Violette fait de la voile à fond, mais je me suis dit que, pour ma part, je finirais mes études d’ingénieur et je mettrais un petit coup de boost sur le côté ingénierie pour apprendre un maximum de choses et engranger un maximum d’expérience. La voile, c’est 50% de ma vie, mais ce n’est pas mon objectif de passer derrière les bureaux en tant qu’ingénieur à plein temps.
Tu as toujours été le grand frère qui s’occupait d’elle ?

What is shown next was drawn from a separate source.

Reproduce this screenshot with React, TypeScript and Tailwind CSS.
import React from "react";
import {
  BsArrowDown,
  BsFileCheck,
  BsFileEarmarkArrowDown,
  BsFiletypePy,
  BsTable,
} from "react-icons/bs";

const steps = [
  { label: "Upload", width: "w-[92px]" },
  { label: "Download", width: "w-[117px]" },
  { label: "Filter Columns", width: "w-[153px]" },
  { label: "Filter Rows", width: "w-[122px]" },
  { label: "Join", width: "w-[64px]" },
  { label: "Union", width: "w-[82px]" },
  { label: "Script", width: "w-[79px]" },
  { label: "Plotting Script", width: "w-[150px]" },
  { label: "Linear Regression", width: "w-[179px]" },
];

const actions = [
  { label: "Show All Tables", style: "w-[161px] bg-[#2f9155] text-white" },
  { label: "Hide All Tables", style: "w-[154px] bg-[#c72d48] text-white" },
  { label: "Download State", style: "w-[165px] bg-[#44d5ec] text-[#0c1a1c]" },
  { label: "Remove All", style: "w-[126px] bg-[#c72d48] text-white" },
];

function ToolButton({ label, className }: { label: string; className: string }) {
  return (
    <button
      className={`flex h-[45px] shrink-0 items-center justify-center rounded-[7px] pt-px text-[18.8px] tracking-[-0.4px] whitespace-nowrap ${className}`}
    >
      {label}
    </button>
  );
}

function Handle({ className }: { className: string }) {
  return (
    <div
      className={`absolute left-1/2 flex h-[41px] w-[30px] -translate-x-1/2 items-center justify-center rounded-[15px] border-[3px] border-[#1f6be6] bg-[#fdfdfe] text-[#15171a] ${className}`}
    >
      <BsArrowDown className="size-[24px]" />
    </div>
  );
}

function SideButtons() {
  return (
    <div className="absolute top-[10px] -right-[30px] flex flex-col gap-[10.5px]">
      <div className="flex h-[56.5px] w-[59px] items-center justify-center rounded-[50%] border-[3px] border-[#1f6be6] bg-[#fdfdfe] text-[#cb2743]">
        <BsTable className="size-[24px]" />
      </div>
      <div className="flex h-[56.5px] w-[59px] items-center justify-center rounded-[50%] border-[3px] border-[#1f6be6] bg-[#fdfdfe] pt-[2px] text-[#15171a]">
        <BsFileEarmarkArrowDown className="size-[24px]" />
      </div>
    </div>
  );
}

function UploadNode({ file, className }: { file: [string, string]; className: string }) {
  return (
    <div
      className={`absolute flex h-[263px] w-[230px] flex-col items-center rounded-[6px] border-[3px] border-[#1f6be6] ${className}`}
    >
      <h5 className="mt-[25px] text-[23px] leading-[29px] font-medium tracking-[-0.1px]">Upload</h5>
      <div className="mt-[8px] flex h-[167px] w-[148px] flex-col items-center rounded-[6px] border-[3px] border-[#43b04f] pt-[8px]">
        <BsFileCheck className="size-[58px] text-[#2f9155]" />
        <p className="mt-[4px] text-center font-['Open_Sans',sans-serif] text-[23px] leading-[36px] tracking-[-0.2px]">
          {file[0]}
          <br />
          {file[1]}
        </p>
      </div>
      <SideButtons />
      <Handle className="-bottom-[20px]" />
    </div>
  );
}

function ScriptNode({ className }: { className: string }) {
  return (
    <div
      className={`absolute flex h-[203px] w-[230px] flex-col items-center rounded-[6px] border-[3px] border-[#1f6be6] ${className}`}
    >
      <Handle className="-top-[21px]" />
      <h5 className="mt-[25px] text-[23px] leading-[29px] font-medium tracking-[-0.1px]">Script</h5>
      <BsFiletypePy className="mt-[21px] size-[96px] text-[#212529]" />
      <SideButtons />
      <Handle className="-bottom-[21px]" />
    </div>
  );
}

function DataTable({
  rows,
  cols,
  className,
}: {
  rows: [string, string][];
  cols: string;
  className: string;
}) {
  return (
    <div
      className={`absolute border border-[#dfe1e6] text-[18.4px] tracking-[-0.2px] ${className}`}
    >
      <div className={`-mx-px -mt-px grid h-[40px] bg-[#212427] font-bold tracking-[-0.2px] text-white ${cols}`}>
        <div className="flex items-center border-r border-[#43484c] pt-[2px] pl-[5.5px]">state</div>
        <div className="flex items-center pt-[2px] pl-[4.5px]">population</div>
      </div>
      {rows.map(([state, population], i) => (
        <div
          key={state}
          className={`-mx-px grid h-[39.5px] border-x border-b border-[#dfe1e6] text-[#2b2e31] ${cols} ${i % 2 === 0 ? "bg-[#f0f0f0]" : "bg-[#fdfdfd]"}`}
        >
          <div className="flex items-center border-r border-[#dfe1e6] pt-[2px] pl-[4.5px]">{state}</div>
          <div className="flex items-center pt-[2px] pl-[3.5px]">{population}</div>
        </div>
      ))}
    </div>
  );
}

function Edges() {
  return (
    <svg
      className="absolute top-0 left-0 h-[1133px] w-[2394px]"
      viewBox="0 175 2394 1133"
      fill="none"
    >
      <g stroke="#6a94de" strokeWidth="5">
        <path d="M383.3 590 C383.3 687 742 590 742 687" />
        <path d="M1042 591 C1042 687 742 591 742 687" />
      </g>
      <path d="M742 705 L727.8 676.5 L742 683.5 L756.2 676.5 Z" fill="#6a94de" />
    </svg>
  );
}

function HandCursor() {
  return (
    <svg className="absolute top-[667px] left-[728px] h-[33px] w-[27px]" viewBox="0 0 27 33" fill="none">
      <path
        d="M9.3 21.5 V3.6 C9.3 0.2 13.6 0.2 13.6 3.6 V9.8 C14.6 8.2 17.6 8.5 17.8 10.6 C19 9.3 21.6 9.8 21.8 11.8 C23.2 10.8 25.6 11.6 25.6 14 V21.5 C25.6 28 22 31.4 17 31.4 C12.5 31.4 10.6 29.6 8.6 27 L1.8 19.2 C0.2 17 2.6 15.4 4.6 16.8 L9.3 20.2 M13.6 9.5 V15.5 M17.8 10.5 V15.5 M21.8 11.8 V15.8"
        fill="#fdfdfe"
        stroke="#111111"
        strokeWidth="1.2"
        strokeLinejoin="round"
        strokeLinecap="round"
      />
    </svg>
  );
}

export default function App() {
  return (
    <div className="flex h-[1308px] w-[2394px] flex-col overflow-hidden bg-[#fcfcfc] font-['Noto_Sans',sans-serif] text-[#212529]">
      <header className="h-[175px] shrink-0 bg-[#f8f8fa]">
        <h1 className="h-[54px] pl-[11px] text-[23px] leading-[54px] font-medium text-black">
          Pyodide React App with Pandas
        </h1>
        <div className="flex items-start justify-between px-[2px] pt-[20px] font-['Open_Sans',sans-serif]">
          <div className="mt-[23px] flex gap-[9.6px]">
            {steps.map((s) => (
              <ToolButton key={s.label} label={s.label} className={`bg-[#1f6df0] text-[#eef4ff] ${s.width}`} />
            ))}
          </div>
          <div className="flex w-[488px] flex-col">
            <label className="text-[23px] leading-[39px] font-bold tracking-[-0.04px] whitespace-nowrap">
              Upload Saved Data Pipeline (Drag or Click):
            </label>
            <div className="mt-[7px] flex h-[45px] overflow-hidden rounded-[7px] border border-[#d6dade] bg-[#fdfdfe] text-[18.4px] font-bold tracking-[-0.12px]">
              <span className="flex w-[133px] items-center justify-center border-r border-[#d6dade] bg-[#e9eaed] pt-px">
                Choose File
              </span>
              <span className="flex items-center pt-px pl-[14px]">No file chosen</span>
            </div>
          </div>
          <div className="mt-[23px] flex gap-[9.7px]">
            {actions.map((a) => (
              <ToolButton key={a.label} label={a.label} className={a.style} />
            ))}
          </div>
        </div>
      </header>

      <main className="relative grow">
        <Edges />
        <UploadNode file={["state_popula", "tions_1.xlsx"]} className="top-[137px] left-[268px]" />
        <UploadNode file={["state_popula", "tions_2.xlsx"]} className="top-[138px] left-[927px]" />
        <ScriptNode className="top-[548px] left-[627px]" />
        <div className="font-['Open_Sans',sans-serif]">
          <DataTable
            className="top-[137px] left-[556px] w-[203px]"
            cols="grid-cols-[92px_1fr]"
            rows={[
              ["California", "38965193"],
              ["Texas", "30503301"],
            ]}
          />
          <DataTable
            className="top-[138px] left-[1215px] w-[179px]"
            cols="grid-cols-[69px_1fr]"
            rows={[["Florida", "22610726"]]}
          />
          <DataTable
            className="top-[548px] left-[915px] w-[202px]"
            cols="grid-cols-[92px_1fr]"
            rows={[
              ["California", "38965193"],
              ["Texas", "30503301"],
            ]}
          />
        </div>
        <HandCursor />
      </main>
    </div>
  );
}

Nous avons aussi une grande sœur, Rose, qui a 28 ans. Nous sommes tous les trois très proches. Elle a également fait pas mal de régates quand elle était jeune, avant de se diriger vers des études de médecine. On a toujours été là pour Violette. On était tous les deux présents au départ du Vendée Globe avec elle pour l’encourager et lui faire un gros câlin avant de partir.
Que penses-tu de l’intérêt du public et des médias autour de Violette ?
C’est assez impressionnant. Je pense que ça va vraiment changer sa vie quand elle va rentrer. Quand elle est partie en mer, elle avait encore peu de visibilité. Et là, maintenant, elle a plus de 500 000 followers sur les réseaux. Il va falloir bien gérer cela en arrivant, mais Violette communique super bien. Elle est assez transparente dans sa communication. Je ne suis pas inquiet pour la suite. Elle a aussi une superbe équipe autour d’elle, avec Sarah, David Lupion qui gère ses réseaux sociaux, et Manon pour la relation avec les médias. Sur les réseaux sociaux, les messages sont plutôt encourageants à chaque fois. Dès qu’elle poste, ce sont des millions de vues, c’est impressionnant. Elle parle à une population qui est en dehors de la voile, qui ne connaît pas forcément. Elle s’adresse aussi à un public jeune sur TikTok ou Instagram, mais elle est également active sur Facebook ou LinkedIn. Elle touche un public très large.
L’estimation de son arrivée est entre le 7 et le 8 février…
J’ai hâte qu’elle arrive, qu’on fasse un debrief ensemble, qu’elle nous raconte tout ce qu’elle a vu et vécu. Et aussi de repartir sur de bons moments ensemble, à Lorient, d’aller surfer. J’ai hâte de la retrouver.